» WORK TO DO:
Which lines hold the word "index"? Copy each of them from the material.

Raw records
■ ■ ■ ■ ■ ■ ■
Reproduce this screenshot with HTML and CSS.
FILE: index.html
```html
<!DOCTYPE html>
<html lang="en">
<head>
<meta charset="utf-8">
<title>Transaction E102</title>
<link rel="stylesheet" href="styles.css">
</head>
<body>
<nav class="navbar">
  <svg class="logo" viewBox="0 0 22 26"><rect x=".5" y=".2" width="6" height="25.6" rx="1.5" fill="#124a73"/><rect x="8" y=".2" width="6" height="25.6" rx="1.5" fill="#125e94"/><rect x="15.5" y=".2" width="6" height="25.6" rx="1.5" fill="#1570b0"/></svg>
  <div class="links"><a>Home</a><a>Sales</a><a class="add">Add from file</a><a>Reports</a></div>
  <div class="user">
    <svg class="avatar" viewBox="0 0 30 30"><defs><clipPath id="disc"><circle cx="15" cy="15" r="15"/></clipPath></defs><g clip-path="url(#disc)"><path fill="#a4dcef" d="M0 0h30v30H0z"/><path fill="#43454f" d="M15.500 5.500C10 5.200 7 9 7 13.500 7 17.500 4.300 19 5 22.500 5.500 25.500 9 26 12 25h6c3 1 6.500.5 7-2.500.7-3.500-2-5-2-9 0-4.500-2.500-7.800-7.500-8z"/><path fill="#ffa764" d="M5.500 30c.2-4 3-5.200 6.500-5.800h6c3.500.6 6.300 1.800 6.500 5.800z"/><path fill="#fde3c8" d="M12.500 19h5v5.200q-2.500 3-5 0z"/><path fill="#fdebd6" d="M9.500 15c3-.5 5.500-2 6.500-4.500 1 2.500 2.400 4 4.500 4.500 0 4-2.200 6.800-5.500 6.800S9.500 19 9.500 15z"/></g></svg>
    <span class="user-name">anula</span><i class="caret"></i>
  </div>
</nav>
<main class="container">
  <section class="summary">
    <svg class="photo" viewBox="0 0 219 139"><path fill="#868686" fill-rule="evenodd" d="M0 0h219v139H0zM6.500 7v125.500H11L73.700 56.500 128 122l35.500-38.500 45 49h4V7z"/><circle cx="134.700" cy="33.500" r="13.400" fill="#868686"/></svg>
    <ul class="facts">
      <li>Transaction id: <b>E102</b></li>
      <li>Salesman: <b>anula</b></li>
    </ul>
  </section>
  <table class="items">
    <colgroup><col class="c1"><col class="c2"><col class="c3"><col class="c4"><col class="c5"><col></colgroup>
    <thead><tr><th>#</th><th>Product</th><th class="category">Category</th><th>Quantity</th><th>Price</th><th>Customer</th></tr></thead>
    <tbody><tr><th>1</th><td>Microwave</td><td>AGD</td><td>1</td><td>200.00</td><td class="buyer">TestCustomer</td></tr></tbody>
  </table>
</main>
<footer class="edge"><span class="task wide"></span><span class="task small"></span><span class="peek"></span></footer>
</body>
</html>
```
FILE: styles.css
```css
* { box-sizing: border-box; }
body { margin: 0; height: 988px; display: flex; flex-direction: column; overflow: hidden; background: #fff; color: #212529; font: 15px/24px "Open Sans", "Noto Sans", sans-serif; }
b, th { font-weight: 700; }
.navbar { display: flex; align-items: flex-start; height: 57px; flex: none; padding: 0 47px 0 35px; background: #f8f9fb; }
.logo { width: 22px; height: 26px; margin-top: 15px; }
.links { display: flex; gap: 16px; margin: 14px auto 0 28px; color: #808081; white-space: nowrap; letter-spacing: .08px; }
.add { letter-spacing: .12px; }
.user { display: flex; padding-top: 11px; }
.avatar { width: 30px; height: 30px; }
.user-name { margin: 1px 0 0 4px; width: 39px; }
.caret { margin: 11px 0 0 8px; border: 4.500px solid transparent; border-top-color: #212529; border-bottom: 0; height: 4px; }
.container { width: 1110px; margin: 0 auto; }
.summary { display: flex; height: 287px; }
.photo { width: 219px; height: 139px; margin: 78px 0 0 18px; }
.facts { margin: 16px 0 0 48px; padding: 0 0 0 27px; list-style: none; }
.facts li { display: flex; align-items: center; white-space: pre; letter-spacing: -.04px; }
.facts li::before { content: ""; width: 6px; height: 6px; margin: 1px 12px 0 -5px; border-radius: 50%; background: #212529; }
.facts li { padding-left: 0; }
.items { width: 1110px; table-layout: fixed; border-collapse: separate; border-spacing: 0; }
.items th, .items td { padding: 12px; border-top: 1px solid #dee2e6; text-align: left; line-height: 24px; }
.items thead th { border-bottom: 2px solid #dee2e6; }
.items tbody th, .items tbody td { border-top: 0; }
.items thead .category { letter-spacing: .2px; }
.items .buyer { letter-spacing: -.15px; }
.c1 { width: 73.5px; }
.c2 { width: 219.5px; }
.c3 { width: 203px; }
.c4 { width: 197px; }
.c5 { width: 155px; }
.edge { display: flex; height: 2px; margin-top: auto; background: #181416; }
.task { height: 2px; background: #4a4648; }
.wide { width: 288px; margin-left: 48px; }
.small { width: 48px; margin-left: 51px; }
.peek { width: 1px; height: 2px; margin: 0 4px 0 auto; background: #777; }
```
■ ■ ■ ■ ■ ■ ■
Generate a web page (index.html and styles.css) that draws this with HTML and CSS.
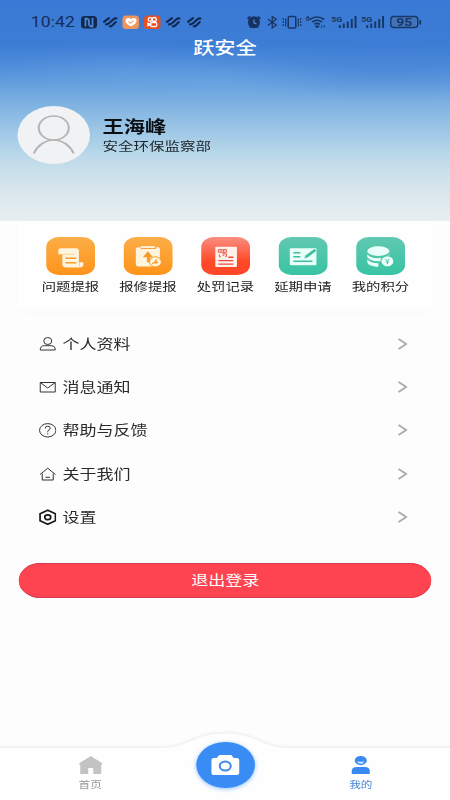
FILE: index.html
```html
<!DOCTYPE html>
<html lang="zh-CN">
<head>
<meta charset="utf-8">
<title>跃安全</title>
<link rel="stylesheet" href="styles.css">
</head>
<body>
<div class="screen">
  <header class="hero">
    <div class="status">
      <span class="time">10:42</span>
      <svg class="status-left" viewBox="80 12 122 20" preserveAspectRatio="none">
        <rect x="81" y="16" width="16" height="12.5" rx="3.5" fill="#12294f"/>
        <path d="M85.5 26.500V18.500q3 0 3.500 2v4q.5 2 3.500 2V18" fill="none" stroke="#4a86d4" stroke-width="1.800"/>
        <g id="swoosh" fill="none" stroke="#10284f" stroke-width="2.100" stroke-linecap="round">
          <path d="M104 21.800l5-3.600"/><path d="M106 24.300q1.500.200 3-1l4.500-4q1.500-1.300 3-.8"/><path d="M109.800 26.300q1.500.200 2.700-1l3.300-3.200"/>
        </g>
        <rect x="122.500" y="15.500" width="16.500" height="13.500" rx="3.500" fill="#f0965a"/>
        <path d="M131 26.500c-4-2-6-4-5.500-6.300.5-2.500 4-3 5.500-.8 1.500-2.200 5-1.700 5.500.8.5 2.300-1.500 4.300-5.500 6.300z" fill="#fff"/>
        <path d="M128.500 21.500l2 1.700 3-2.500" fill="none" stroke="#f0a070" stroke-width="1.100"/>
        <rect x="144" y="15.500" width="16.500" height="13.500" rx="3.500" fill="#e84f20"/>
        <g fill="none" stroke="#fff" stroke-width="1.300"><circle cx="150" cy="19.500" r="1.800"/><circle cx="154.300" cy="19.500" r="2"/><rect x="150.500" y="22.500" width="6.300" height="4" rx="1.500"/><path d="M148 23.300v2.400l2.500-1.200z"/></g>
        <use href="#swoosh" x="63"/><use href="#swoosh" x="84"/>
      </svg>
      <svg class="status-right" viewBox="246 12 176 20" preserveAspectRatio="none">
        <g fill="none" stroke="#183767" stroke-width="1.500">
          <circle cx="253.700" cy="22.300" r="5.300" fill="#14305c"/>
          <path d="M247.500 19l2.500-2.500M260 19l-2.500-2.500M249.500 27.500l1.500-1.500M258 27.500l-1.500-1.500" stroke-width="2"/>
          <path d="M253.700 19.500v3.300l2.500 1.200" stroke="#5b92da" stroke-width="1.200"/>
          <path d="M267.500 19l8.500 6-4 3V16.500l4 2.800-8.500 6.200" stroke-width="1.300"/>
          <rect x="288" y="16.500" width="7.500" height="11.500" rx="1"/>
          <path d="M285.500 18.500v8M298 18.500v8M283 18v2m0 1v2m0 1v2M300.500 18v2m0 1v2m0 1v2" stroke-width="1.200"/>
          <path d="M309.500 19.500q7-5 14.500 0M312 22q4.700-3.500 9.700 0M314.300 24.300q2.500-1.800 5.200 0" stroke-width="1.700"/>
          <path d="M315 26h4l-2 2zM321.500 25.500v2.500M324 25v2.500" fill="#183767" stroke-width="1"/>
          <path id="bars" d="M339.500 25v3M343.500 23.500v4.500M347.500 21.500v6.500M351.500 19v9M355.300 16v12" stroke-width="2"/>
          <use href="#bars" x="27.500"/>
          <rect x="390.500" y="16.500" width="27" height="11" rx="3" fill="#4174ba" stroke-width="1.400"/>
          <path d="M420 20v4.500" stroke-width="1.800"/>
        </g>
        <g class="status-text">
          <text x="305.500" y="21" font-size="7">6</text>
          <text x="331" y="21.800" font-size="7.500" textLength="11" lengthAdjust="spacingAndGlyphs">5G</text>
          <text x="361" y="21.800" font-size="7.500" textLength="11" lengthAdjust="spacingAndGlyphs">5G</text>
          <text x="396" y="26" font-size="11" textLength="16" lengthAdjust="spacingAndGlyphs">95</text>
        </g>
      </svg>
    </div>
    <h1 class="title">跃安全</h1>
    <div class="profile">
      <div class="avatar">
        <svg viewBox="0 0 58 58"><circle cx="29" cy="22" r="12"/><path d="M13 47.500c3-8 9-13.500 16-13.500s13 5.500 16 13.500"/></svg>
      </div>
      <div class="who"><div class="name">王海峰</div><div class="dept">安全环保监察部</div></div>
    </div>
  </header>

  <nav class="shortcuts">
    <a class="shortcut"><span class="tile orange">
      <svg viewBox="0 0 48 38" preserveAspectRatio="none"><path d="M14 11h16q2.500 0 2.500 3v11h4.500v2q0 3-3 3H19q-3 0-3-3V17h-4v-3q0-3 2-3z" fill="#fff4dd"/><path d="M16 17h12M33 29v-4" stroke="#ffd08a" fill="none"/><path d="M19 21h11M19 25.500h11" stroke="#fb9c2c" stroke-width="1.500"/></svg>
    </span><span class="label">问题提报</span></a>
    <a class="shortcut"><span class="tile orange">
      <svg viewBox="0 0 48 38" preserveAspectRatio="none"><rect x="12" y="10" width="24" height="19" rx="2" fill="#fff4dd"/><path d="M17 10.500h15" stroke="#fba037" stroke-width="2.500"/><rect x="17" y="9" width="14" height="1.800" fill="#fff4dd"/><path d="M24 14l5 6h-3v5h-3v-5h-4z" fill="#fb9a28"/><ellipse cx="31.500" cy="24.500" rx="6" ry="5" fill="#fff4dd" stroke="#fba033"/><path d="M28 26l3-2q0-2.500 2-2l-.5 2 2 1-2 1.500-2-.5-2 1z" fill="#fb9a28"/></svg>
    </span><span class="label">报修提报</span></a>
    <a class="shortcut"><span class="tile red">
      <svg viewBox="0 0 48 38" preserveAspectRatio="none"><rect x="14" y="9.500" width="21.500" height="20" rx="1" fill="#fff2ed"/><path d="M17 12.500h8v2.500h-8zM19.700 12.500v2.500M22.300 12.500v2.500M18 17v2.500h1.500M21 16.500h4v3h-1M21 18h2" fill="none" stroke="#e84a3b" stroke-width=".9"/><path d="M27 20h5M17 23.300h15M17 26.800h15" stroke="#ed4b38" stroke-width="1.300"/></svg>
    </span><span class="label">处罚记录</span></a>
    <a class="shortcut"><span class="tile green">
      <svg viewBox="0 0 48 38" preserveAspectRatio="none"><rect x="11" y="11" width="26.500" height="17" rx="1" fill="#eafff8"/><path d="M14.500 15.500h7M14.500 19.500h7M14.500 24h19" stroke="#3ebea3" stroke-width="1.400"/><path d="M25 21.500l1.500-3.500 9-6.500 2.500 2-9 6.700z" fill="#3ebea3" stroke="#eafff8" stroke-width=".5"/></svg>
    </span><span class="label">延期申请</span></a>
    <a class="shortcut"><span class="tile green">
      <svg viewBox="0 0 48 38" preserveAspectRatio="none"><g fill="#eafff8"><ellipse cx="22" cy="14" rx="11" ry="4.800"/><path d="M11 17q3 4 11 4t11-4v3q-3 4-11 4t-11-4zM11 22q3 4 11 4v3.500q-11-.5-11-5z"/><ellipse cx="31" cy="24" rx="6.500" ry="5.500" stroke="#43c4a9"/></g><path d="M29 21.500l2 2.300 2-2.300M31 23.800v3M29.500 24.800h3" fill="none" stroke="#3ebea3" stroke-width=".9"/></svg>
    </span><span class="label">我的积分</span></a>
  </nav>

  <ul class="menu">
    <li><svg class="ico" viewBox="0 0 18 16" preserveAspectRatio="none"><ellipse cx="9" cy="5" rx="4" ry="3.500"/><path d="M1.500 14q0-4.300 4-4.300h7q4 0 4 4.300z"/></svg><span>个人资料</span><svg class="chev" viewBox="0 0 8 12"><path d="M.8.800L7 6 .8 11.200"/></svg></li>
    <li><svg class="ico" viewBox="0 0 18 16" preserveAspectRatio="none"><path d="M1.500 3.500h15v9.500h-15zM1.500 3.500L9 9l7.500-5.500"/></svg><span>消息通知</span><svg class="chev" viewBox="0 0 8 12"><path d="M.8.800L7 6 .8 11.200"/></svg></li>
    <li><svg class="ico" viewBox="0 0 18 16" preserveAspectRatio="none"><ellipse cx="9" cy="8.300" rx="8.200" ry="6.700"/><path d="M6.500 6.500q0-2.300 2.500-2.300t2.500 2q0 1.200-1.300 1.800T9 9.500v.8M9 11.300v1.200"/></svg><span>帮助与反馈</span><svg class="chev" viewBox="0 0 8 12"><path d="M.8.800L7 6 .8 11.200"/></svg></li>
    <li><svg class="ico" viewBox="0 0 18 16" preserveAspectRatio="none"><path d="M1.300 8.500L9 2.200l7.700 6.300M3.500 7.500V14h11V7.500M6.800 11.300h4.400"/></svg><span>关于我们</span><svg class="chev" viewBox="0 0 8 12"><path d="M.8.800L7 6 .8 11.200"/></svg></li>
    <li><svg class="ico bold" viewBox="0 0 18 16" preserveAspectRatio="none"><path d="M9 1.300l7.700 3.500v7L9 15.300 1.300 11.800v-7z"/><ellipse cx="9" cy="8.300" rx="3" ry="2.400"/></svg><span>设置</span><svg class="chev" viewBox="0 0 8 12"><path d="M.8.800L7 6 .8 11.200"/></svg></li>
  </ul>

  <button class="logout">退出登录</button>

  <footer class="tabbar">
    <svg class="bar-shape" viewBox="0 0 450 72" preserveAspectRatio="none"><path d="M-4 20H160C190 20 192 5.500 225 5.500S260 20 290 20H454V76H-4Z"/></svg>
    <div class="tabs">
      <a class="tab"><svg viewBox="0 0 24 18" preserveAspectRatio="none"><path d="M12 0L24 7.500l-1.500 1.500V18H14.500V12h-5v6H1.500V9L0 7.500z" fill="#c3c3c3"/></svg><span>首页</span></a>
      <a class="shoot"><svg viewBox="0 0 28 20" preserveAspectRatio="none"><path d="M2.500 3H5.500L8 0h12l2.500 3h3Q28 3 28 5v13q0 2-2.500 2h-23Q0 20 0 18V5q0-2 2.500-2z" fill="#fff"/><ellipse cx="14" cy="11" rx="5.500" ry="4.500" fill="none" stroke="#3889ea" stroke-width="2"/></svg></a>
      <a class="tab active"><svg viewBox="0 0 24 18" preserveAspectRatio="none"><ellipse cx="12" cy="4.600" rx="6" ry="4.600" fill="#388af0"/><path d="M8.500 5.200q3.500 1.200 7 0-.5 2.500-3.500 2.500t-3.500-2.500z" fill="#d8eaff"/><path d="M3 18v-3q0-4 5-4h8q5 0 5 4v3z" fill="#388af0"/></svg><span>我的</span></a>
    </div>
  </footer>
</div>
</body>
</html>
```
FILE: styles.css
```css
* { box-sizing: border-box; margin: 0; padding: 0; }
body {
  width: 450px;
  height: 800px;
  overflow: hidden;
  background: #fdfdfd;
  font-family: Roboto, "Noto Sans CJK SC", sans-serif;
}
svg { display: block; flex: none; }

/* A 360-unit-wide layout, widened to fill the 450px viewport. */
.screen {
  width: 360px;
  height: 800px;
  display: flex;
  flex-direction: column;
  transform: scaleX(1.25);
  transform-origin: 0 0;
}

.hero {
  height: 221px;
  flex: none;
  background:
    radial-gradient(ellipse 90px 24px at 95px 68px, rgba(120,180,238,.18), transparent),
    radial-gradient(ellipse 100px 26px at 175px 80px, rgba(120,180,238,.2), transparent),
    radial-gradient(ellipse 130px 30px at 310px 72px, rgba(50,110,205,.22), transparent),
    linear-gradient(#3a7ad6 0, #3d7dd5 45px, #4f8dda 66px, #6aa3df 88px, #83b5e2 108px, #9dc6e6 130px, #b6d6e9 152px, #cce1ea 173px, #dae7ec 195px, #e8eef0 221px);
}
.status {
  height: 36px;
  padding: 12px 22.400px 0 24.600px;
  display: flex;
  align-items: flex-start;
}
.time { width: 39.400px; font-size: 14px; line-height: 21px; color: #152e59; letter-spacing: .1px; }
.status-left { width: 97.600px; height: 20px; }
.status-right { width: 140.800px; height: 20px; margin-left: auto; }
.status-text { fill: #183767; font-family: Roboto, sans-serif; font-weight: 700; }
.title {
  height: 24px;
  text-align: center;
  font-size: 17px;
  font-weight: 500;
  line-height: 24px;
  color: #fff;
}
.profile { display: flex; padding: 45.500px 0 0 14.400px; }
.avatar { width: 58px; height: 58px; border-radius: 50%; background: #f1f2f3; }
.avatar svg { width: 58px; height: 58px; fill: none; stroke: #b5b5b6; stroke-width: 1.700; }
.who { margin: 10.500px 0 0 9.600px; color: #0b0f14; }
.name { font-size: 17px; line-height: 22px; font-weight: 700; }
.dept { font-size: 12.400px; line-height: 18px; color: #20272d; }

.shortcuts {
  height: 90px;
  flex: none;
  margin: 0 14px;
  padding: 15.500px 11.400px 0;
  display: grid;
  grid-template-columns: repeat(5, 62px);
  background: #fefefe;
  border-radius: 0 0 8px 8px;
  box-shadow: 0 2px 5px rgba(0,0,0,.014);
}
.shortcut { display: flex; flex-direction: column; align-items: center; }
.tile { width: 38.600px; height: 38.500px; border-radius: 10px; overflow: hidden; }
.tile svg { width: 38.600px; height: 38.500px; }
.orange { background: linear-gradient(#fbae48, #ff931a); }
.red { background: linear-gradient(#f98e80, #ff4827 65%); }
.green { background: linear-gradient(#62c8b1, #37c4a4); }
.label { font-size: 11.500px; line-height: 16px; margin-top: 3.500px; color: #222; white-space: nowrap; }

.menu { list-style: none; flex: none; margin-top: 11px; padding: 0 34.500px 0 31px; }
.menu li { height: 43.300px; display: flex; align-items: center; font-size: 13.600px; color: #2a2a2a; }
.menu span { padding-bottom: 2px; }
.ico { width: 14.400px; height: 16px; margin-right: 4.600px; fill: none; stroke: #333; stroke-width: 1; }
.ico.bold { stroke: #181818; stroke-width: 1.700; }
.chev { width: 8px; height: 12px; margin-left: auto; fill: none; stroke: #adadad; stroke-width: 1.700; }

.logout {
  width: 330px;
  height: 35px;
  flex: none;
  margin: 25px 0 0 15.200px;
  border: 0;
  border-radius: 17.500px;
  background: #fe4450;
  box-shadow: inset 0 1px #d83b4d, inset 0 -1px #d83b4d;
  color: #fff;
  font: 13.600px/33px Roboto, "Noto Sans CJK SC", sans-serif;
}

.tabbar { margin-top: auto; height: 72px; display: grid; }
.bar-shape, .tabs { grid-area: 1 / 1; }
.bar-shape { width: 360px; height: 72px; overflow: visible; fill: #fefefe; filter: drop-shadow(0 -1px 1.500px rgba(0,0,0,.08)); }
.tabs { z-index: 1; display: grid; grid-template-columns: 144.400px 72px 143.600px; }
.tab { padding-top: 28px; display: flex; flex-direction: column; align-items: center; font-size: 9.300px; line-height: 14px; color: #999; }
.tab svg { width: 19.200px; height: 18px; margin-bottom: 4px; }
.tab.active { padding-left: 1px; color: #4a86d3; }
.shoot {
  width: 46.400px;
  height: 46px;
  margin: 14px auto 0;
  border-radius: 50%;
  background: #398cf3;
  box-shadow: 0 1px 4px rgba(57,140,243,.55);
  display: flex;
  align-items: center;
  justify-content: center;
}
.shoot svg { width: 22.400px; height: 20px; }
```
■ ■ ■ ■ ■ ■ ■
» FINAL RESULT:
FILE: index.html
Generate a web page (index.html and styles.css) that draws this with HTML and CSS.
FILE: index.html
.tabs { z-index: 1; display: grid; grid-template-columns: 144.400px 72px 143.600px; }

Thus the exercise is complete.